Information supplied:
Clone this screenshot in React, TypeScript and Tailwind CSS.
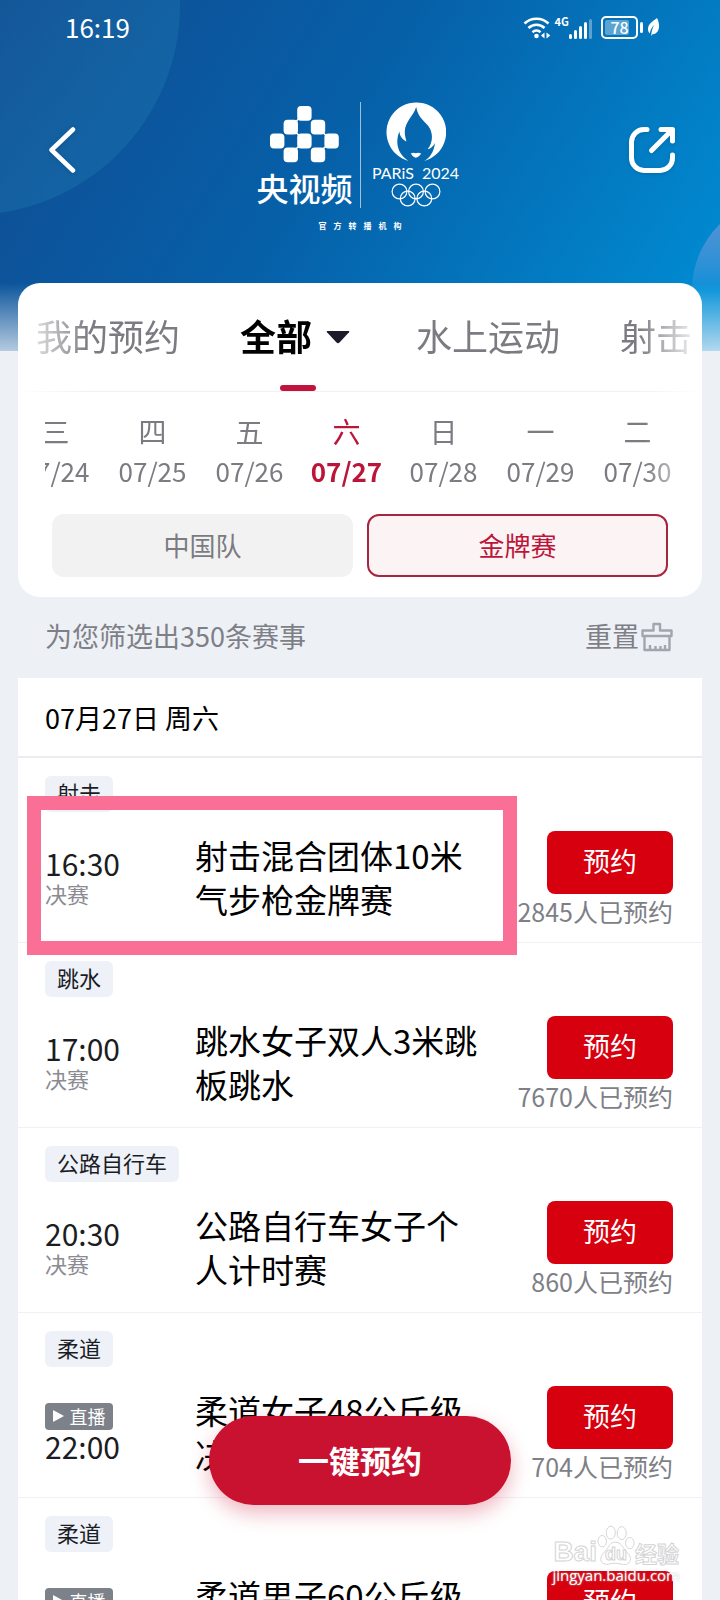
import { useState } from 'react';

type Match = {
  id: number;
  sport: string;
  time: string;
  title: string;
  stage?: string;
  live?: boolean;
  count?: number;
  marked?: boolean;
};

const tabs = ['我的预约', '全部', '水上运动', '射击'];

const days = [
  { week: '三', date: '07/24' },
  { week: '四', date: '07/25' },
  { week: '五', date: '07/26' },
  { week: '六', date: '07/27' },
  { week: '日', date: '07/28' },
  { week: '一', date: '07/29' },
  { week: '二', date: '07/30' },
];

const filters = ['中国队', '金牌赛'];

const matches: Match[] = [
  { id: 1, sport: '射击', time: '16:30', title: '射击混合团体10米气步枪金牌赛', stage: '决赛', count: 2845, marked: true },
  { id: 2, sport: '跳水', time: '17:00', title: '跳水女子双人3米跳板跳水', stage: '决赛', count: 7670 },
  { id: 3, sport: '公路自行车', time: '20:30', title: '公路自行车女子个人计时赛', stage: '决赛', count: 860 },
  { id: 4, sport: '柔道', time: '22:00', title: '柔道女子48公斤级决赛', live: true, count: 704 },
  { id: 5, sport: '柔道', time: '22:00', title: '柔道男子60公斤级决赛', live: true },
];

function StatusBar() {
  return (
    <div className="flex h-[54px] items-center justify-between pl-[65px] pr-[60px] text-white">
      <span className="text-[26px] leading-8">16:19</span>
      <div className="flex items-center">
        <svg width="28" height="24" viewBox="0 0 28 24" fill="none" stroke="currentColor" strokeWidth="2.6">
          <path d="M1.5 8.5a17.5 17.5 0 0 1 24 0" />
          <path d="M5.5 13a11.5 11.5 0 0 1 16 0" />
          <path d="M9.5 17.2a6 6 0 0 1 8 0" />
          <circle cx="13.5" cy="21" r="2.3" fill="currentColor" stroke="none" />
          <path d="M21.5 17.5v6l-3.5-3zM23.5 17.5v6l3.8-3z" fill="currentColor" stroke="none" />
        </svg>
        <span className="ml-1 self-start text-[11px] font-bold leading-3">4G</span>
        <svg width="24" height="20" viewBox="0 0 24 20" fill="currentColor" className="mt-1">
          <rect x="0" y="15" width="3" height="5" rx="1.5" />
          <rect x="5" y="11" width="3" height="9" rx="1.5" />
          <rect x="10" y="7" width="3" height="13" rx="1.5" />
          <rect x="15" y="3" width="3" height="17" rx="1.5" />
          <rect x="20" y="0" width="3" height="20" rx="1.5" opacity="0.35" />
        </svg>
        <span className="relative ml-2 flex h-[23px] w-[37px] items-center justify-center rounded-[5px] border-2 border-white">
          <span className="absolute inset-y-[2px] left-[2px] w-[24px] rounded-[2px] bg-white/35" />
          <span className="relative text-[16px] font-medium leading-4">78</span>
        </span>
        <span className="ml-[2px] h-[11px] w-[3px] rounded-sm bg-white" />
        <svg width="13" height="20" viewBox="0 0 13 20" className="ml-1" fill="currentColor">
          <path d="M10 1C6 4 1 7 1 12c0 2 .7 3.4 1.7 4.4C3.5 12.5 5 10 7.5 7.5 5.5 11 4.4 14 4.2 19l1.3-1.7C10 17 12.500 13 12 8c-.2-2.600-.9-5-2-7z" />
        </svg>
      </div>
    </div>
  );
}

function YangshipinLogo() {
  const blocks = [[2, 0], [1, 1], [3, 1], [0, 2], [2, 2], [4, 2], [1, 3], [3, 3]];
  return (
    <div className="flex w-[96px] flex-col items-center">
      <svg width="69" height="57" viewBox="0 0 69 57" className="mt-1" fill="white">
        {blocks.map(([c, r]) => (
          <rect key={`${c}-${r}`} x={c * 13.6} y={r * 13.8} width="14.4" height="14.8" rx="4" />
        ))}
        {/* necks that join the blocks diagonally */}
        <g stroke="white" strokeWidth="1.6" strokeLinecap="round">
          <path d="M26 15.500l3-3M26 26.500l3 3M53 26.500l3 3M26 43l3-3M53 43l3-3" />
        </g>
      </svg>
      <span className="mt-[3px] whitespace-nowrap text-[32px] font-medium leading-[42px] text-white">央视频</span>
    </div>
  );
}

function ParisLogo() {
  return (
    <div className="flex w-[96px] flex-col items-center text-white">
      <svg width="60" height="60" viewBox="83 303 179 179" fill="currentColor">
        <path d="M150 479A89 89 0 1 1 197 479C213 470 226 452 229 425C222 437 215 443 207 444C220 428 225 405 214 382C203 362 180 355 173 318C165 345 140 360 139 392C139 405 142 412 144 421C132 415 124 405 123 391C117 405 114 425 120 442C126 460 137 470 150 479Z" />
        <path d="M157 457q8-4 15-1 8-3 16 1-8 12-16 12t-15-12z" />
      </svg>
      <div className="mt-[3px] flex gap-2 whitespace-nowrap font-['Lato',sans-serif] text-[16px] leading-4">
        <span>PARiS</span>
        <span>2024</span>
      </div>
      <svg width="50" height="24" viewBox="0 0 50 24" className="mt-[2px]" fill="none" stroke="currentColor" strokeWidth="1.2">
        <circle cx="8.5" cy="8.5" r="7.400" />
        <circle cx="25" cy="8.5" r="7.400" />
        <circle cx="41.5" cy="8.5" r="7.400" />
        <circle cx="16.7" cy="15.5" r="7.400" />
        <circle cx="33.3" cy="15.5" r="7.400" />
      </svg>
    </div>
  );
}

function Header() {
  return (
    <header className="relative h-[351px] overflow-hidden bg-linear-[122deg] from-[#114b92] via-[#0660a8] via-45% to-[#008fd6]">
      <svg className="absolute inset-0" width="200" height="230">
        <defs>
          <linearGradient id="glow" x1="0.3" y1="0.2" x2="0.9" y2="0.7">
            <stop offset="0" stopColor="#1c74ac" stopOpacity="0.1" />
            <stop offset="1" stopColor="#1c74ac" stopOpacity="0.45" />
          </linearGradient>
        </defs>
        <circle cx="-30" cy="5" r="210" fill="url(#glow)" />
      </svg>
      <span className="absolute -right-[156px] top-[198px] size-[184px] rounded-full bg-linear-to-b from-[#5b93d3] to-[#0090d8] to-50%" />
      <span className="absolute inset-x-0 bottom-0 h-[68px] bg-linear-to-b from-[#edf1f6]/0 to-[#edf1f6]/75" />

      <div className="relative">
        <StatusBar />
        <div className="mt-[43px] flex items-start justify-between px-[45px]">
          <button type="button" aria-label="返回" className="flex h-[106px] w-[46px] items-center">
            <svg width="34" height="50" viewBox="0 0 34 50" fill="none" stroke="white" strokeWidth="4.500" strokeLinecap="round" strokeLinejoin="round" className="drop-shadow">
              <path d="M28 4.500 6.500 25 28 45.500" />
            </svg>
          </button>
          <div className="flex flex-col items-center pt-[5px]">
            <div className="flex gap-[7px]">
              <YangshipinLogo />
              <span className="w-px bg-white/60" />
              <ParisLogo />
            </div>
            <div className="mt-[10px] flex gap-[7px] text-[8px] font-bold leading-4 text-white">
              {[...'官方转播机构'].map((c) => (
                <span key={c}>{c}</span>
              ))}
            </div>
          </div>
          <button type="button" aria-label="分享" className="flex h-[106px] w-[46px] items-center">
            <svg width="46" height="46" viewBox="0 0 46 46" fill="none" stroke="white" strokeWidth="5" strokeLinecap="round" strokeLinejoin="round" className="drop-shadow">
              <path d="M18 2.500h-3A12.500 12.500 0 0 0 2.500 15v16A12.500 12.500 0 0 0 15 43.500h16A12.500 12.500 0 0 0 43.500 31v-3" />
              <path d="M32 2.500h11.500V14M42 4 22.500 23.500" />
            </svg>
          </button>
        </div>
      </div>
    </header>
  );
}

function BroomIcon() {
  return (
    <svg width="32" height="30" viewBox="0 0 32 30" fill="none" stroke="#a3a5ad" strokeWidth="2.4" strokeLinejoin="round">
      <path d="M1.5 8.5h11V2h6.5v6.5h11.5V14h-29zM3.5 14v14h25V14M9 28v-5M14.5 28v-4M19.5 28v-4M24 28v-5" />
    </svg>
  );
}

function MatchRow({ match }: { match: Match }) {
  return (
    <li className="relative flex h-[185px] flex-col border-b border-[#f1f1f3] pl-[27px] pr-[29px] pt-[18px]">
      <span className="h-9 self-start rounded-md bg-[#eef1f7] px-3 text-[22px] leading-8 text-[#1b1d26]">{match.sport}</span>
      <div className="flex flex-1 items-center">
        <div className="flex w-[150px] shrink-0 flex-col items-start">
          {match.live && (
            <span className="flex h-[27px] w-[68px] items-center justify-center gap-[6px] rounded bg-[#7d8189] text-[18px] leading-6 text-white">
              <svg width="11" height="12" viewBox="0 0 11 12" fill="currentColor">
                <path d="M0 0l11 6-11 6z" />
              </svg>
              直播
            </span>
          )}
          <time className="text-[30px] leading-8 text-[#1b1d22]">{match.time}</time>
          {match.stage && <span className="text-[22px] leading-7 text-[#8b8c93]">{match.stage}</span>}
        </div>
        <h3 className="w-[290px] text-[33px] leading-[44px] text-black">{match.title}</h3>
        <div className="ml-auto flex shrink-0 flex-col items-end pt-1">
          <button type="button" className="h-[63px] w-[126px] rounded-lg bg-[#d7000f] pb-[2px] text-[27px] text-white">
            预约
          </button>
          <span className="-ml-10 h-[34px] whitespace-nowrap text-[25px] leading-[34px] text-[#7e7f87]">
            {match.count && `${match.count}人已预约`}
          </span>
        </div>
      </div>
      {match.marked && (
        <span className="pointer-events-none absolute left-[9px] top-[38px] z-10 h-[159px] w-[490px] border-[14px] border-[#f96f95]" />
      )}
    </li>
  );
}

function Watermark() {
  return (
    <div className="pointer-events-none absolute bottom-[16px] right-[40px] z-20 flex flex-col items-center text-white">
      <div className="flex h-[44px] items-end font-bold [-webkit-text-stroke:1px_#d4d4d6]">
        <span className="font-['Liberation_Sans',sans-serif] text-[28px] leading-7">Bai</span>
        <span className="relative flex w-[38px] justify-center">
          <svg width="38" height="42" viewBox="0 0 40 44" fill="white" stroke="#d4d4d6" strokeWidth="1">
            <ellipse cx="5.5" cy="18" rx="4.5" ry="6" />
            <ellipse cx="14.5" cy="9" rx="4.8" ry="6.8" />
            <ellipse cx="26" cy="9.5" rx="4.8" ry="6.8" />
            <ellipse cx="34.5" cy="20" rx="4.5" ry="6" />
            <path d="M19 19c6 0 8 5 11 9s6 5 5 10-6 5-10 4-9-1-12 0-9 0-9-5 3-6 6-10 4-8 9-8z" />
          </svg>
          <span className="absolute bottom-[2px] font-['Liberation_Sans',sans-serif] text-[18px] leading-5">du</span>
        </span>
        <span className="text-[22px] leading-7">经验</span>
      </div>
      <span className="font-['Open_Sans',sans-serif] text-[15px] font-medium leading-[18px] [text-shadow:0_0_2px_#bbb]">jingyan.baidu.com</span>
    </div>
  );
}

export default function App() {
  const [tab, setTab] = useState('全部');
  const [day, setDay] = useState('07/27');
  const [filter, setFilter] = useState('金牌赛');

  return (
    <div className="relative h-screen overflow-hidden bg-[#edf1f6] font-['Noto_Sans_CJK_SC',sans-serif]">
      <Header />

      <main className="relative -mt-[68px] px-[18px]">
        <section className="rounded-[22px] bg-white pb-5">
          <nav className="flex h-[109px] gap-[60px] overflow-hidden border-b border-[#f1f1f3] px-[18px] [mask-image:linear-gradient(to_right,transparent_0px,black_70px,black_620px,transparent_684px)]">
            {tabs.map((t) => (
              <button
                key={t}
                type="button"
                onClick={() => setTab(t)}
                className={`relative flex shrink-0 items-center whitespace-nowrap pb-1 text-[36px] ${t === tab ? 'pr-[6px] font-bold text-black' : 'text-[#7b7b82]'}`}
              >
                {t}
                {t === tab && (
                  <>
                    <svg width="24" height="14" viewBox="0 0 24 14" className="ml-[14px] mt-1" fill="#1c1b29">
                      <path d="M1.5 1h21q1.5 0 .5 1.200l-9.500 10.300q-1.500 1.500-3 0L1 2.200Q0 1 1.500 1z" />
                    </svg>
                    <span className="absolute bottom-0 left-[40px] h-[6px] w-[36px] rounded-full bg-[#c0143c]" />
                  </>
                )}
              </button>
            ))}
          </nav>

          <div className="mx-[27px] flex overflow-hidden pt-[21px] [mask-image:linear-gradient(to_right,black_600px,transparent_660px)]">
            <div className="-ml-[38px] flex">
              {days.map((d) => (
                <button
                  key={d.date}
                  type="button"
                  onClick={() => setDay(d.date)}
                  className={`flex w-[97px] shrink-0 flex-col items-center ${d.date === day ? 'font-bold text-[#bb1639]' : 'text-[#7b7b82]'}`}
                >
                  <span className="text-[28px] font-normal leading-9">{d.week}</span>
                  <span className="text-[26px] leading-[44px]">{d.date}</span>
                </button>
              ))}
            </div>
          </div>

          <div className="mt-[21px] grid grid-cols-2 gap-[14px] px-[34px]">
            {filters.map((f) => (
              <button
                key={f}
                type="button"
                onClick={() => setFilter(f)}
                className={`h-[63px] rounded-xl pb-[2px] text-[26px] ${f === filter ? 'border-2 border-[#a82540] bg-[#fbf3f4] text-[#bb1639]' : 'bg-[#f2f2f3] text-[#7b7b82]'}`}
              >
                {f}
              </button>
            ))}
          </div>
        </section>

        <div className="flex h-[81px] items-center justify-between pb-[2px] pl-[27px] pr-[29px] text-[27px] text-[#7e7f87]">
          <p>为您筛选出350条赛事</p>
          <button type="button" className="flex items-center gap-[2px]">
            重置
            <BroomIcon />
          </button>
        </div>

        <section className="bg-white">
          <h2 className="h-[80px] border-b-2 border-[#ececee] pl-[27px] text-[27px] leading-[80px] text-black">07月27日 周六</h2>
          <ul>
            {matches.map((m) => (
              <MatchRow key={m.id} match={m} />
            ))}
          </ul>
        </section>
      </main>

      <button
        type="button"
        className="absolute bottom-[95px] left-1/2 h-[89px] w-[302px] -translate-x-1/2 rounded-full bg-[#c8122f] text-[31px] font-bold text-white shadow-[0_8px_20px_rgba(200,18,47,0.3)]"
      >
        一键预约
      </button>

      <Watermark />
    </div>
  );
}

Challenge: Give again, word for word, every line from the top of the data above to the line holding "const filters = ['中国队', '金牌赛'];", inclusive, with the pictures left out.

Response to this exercise:
Clone this screenshot in React, TypeScript and Tailwind CSS.
import { useState } from 'react';

type Match = {
  id: number;
  sport: string;
  time: string;
  title: string;
  stage?: string;
  live?: boolean;
  count?: number;
  marked?: boolean;
};

const tabs = ['我的预约', '全部', '水上运动', '射击'];

const days = [
  { week: '三', date: '07/24' },
  { week: '四', date: '07/25' },
  { week: '五', date: '07/26' },
  { week: '六', date: '07/27' },
  { week: '日', date: '07/28' },
  { week: '一', date: '07/29' },
  { week: '二', date: '07/30' },
];

const filters = ['中国队', '金牌赛'];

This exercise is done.